Last year marked the first time that The Catholic University of America celebrated commencement virtually; this year’s commencement, to take place in-person with social distancing at FedEx Field, will mark the first time the ceremony has ever been held away from campus. This blog post will run through some other notable firsts in the University’s commencement history.
The earliest commencement exercises on record took place in the Assembly Room of McMahon Hall, which was constructed between 1892 and 1895 (shortly after the University first opened in 1889 with the completion of Caldwell Hall). By the early 1920s the commencement ceremony was being held in the gymnasium (today’s Crough Center), a practice that would endure for decades.

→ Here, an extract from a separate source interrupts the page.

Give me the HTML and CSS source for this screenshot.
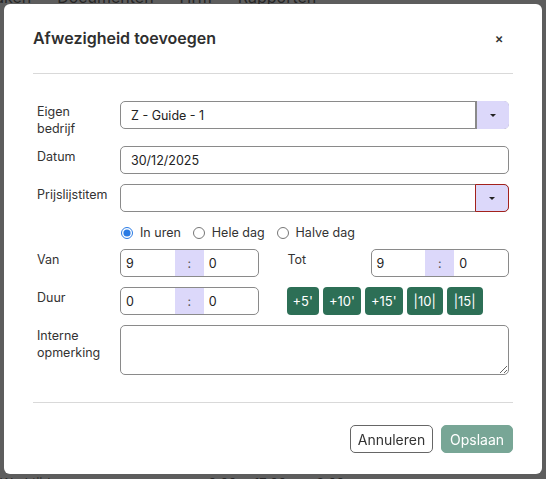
FILE: index.html
```html
<!DOCTYPE html>
<html lang="nl">
<head>
<meta charset="utf-8">
<title>Afwezigheid toevoegen</title>
<link rel="stylesheet" href="styles.css">
</head>
<body>
<div class="page">
  <nav class="page-nav">
    <span class="nav-a">aken</span><span class="nav-b">Documenten</span><span class="nav-c">Hrm</span><span class="nav-d">Rapporten</span>
  </nav>
  <div class="page-bottom">
    <span class="pb-a">Werktijd</span><span class="pb-b">9:00 - 17:00</span><span class="pb-d">8:00</span>
  </div>
</div>

<div class="modal" role="dialog">
  <div class="modal-header">
    <h2 class="modal-title">Afwezigheid toevoegen</h2>
    <button class="close" type="button">×</button>
  </div>

  <form class="modal-body">
    <div class="row row-1">
      <label class="lbl">Eigen<br>bedrijf</label>
      <div class="select">
        <span class="select-value">Z - Guide - 1</span>
        <span class="select-btn"><span class="caret"></span></span>
      </div>
    </div>

    <div class="row row-2">
      <label class="lbl">Datum</label>
      <div class="field">30/12/2025</div>
    </div>

    <div class="row row-3">
      <label class="lbl">Prijslijstitem</label>
      <div class="select">
        <span class="select-value"></span>
        <span class="select-btn select-btn-error"><span class="caret"></span></span>
      </div>
    </div>

    <div class="radios">
      <label class="radio-opt"><input type="radio" name="mode" checked><span>In uren</span></label>
      <label class="radio-opt"><input type="radio" name="mode"><span>Hele dag</span></label>
      <label class="radio-opt"><input type="radio" name="mode"><span>Halve dag</span></label>
    </div>

    <div class="row-split row-van">
      <div class="half">
        <label class="lbl">Van</label>
        <div class="time"><span class="t-h">9</span><span class="t-sep">:</span><span class="t-m">0</span></div>
      </div>
      <div class="half">
        <label class="lbl">Tot</label>
        <div class="time"><span class="t-h">9</span><span class="t-sep">:</span><span class="t-m">0</span></div>
      </div>
    </div>

    <div class="row-split row-duur">
      <div class="half">
        <label class="lbl">Duur</label>
        <div class="time"><span class="t-h">0</span><span class="t-sep">:</span><span class="t-m">0</span></div>
      </div>
      <div class="quick">
        <button type="button" class="qbtn">+5'</button>
        <button type="button" class="qbtn">+10'</button>
        <button type="button" class="qbtn">+15'</button>
        <button type="button" class="qbtn qbtn-bar">|10|</button>
        <button type="button" class="qbtn qbtn-bar">|15|</button>
      </div>
    </div>

    <div class="row row-note">
      <label class="lbl">Interne<br>opmerking</label>
      <textarea class="note"></textarea>
    </div>
  </form>

  <div class="modal-footer">
    <button type="button" class="btn btn-cancel">Annuleren</button>
    <button type="button" class="btn btn-save">Opslaan</button>
  </div>
</div>
</body>
</html>
```
FILE: styles.css
```css
* { box-sizing: border-box; }

html, body {
  margin: 0;
  height: 100%;
}

body {
  background: #5d5d5d;
  font-family: Inter, "Noto Sans", "Liberation Sans", sans-serif;
  font-size: 12.5px;
  color: #333;
  overflow: hidden;
}

/* ---------- dimmed page behind the dialog ---------- */
.page {
  height: 100%;
  display: flex;
  flex-direction: column;
  justify-content: space-between;
  color: #262626;
}

.page-nav {
  display: flex;
  margin: -12px 0 0 -5px;
  font-size: 16px;
  line-height: 19px;
}
.nav-b { margin-left: 26px; }
.nav-c { margin-left: 26px; }
.nav-d { margin-left: 26px; }

.page-bottom {
  display: flex;
  font-size: 13px;
  line-height: 16px;
  margin-bottom: -12px;
  padding-left: 0;
}
.pb-b { margin-left: 158px; word-spacing: 2px; }
.pb-d { margin-left: 30px; }

/* ---------- dialog ---------- */
.modal {
  position: fixed;
  left: 4px;
  top: 4px;
  width: 538px;
  height: 470px;
  background: #fff;
  border-radius: 6px;
  padding: 0 29px;
  display: flex;
  flex-direction: column;
}

.modal-header {
  display: flex;
  align-items: center;
  justify-content: space-between;
  padding: 23px 0 24px;
  border-bottom: 1px solid #d9d9d9;
}

.modal-title {
  margin: 0;
  font-size: 16px;
  line-height: 22px;
  font-weight: 600;
  color: #2f2f2f;
}

.close {
  border: 0;
  background: none;
  padding: 0;
  width: 24px;
  height: 22px;
  font-family: inherit;
  font-size: 13px;
  font-weight: 600;
  color: #333;
  margin-right: 2px;
}

.modal-body {
  padding: 27px 4px 27px;
  border-bottom: 1px solid #d9d9d9;
}

.row {
  display: flex;
  align-items: flex-start;
}

.lbl {
  width: 83px;
  flex: none;
  line-height: 17px;
  padding-top: 2px;
  color: #333;
}

.row-2 { margin-top: 9px; }
.row-3 { margin-top: 10px; }

.field, .select, .time, .note {
  flex: 1;
  height: 28px;
  border: 1px solid #8a8a8a;
  border-radius: 5px;
  background: #fff;
  color: #222;
}

.field {
  display: flex;
  align-items: center;
  padding-left: 10px;
}

.select {
  display: flex;
  align-items: stretch;
}
.select-value {
  flex: 1;
  display: flex;
  align-items: center;
  padding-left: 10px;
}
.select-btn {
  width: 34px;
  margin: -1px -1px -1px 0;
  background: #dcd8fa;
  border-left: 2px solid #8a8a8a;
  border-radius: 0 5px 5px 0;
  display: flex;
  align-items: center;
  justify-content: center;
}
.select-btn-error {
  border: 1px solid #a3221c;
}
.caret {
  width: 0;
  height: 0;
  border-left: 3px solid transparent;
  border-right: 3px solid transparent;
  border-top: 3px solid #222;
}

/* radios */
.radios {
  display: flex;
  align-items: center;
  margin: 12px 0 0 83px;
  height: 17px;
}
.radio-opt {
  display: flex;
  align-items: center;
  gap: 7px;
  margin-right: 11px;
  color: #333;
}
.radio-opt input {
  margin: 0 0 0 1px;
  width: 12px;
  height: 12px;
  accent-color: #2a7be4;
}

/* split rows */
.row-split {
  display: grid;
  grid-template-columns: 1fr 1fr;
  column-gap: 29px;
}
.row-van { margin-top: 8px; }
.row-duur { margin-top: 10px; }

.half {
  display: flex;
  align-items: flex-start;
}

.time {
  display: flex;
  align-items: stretch;
  overflow: hidden;
}
.t-h, .t-m {
  flex: 1;
  display: flex;
  align-items: center;
  padding-left: 5px;
}
.t-sep {
  width: 29px;
  flex: none;
  background: #dcd8fa;
  display: flex;
  align-items: center;
  justify-content: center;
  color: #555;
}

.quick {
  display: flex;
  gap: 4px;
  margin-left: -1px;
}
.qbtn {
  height: 28px;
  padding: 0 6px;
  border: 0;
  border-radius: 4px;
  background: #2d6f56;
  color: #fff;
  font-family: inherit;
  font-size: 13px;
}
.qbtn-bar { padding: 0 7px; }

.row-note { margin-top: 10px; }
.note {
  height: 50px;
  resize: vertical;
  font-family: inherit;
  font-size: 13px;
}

/* footer */
.modal-footer {
  display: flex;
  justify-content: flex-end;
  gap: 8px;
  padding: 22px 0;
}
.btn {
  height: 28px;
  padding: 0;
  border-radius: 5px;
  font-family: inherit;
  font-size: 14px;
  text-align: center;
}
.btn-cancel {
  width: 83px;
  background: #fff;
  border: 1px solid #666;
  color: #333;
}
.btn-save {
  width: 72px;
  background: #78a696;
  border: 1px solid #78a696;
  color: #fff;
}
```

In his excellent pictorial history of Catholic University (2010, Arcadia), Robert P. Malesky notes: “Many large-scale special events took place in the gym, from the 50th anniversary celebration in 1939 to rock concerts in the 1960s and an address from Pope John Paul II in 1979” (p. 67). Conspicuously absent from his list of “large-scale special events,” however, are the annual commencement exercises—an omission that would probably dishearten the 1923 Commencement Week Committee, which, on the front page of The Tower, pleaded with students and alumni to COMMENCE COMING TO COMMENCEMENT. The Committee felt that “a Commencement Week combining the dignity of academic exercises with the delight of social and of athletic events serves as a sort of epitome of University life,” and lamented that CatholicU, though “still pretty young,” had yet to sow the seeds of a “mighty tradition” like that of “the ‘Proms’ of American Universities, the ‘Commemoration’ of Oxford, [or] the ‘May Week’ of Cambridge” (see “Commencement Week,” The Tower, April 13, 1923). Hoping to rectify that and to entice more people to attend the end-of-year festivities, the Committee added a Senior Ball to the program.
1933 witnessed a “Historic Commencement” at which the sitting President of the United States, FDR, was a guest of honor. (Granted, CatholicU has an extensive history with our country’s chief executives.) According to the Catholic University Bulletin, “a new attendance record was set by the five thousand who attempted to secure admission to the University Gymnasium, [but] the audience that witnessed the affair was not to be compared with the vast radio audience of ten million people to whom the commencement exercises were brought” (July 1933, Vol. 1, No. 5, p. 1). Upon receiving his honorary Doctor of Laws, FDR offered the following unscripted remarks.
1962 marked the first time that commencement was held outdoors, against the backdrop of the recently-completed Pangborn Hall. In a Tower article hyperbolically titled From Hell to Heaven, one student celebrated the improvement in venue—ridiculing the idea of “columns of robed students receiving their diplomas here beneath the basketball nets.” Sadly for him, though, it would be a few more years before others came to feel as strongly as he did that the gym was appropriate (only) for “basketball, volleyball, crab soccer, effervescent cheerleaders, and 1-2-3-4 calisthenics.” The 1965 commencement exercises (at which then-President LBJ delivered the address!) were the last to be held in the gym. (Incidentally, two days earlier, he had also given the commencement address at Howard University.)
1966 marked the triumphant return to outdoor commencement exercises. This time, the ceremony took place in front of Mullen Library.
Although the University Mall has remained the traditional venue for the annual commencement exercises, in 1973 the ceremony did an about-face.
Since then, except in extreme circumstances—such as those of 1977 (not to mention those of the past two years)—commencement has been held on the East Portico of the National Shrine. (In 1977, rain drove the commencement celebrants into the Great Upper Church of the National Shrine. A few days later, then-President of the University Clarence C. Walton, the first lay person to lead the University, wrote to the Assistant Director of the Shrine to thank him for “the thoughtfulness and the help [he] provided when, as escapees from rain clouds, the Shrine became our graduation home.” Walton was also sensitive to all the effort that went into setting up and breaking down the unused chairs.)